The fact is, until about the mid 20th century, the influential upper class crowd looked down American heirlooms as inferior. Why has this viewpoint changed?   What caused Americans to take pride in their own ancestral works?  It has much to do with the fact that American design truly was amongst the best ever made and this actuality had to come to light eventually.  Another influence was the rise of the common man.  America's ascension in wealth and population naturally led to a rise in her historic artifacts.  This luminosity was accelerated when the U.S. working class began to accumulate wealth and leisure time.  With free time Americans discovered flowers always present in their very own soil.  Like Dorothy in the Wizard of Oz, common men and women looked back into their own rugged past and discovered what many of their aristocratic employers were so slow to learn: "There's no place like home." Here are a few reasons why a "Made in the USA" label is a red, white & blue ribbon when it comes to old furniture.

  • Superior Wood:  Something rarely encountered in Europe are 18th and early 19th century andirons used to stabilize logs in a fireplace.  That's because France, England and Italy had basically deforested themselves by the middle ages.  Rare narrow planks that were milled were used for more important uses than cooking and warmth. Imagine the elation experienced by immigrant cabinetmakers landing on the shores of Virginia, New Amsterdam and New England.  To look upon two and three hundred year old virgin forests filled with cherry, oak, maple, ash, walnut and white pine trees with trunks as wide as an ox cart.  Many tree species cut to extinction in their own homelands. Even treasured mahogany, native to neither Europe nor continental America, was discovered in close by in islands like Cuba and San Domingo.  Sadly, this finest grade of mahogany (and lumber period) ever discovered was virtually wiped out in these island paradises by 1830 and is now virtually extinct from the world.  When it comes to ecology, man has always been slow to learn from his mistakes.

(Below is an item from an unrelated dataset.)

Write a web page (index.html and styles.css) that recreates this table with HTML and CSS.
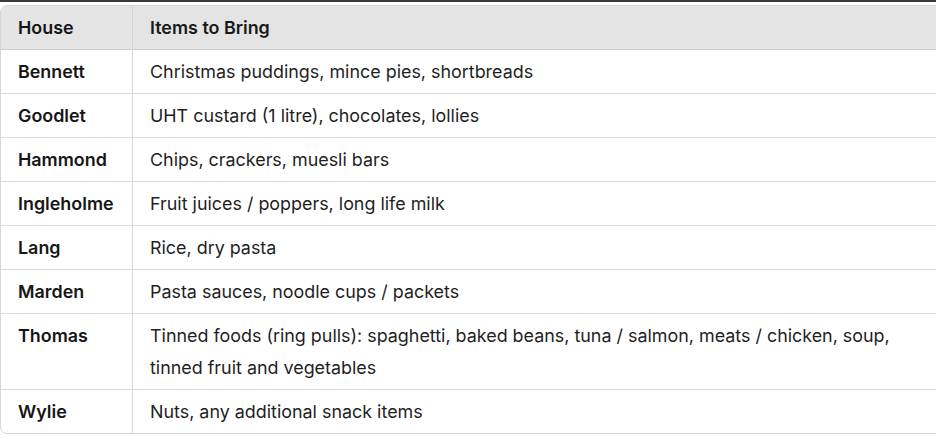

  • Great Cabinetmakers:  Some of history's foremost wood artisans immigrated or were born in America:  Affleck, Belter, Chapin, Dunlap, Goddard & Townsend, Frothingham, Phyfe, Seymour and over a dozen others-all were Monet-like in their contribution to the artisanship and vision of interior accoutrement design.
  • A "New World" Environment to work in:  The United States of America is more than just a beautiful land.  It is one of mankind's preeminent innovations.  Can you recall a single government that, up until America's late 18th century, allowed free enterprise to find its natural course among workingmen and too infrequently, women.  Colonial cabinetmakers were free to explore new product designs and proudly hang their own name from their awnings.  Liberated from cabinetmaking guilds and class decree that forced opulent design upon them, craftsmen found new ways to make new wares. 
  • Distance:  In 1962, a new kind American music dominated the Western world:  Elvis, Paul Anka, the Ink Spots, Bobby Darin, Frankie Vallie.  The popularity of Rock and Roll inspired every new artist following this wave to introduce music of great similarity.  Until 1963.  That's when the Beatles knocked almost all those American Rock and Rollers off the charts.  Had John Lennon and Paul McCartney been born and raised here in the USA there's a strong chance they would not have found that distinctive new sound that reshaped music's course and launched the British Invasion.  That same Atlantic Ocean that helped the Beatles become the Beatles also helped to launch American cabinetry on a course influenced by, but not controlled by, European design.
  • Imagination:  Freed somewhat from French and English convention, American craftsmen asked two novel questions.  The answer to these questions seeded new design elements that flowered into one of history's preeminent lines of craftsmanship.
  • Why must magnificent design be excessive in ornament?  It need not be, American cabinetmakers envisioned.    Next time you pass by an exemplary early American wood frame church you will quite likely see this principle carried out in large detail.  Proper proportioning, imaginative design and letting the wood do the work is a handsome approach to cabinetry.
  • Why can't design reach up, instead of out?  Generally, "verticality" is one of the design elements that tends to make American furniture more pleasing to the eye than the European models from which it was modeled.  Think of an egg lying on its side (European design), compared to an egg standing tall and upright (American design).  American furniture has a way of standing up on its toes without making lots of excessive noise.  Think of a quiet, graceful ballet dancer. Simplicity can be beautiful.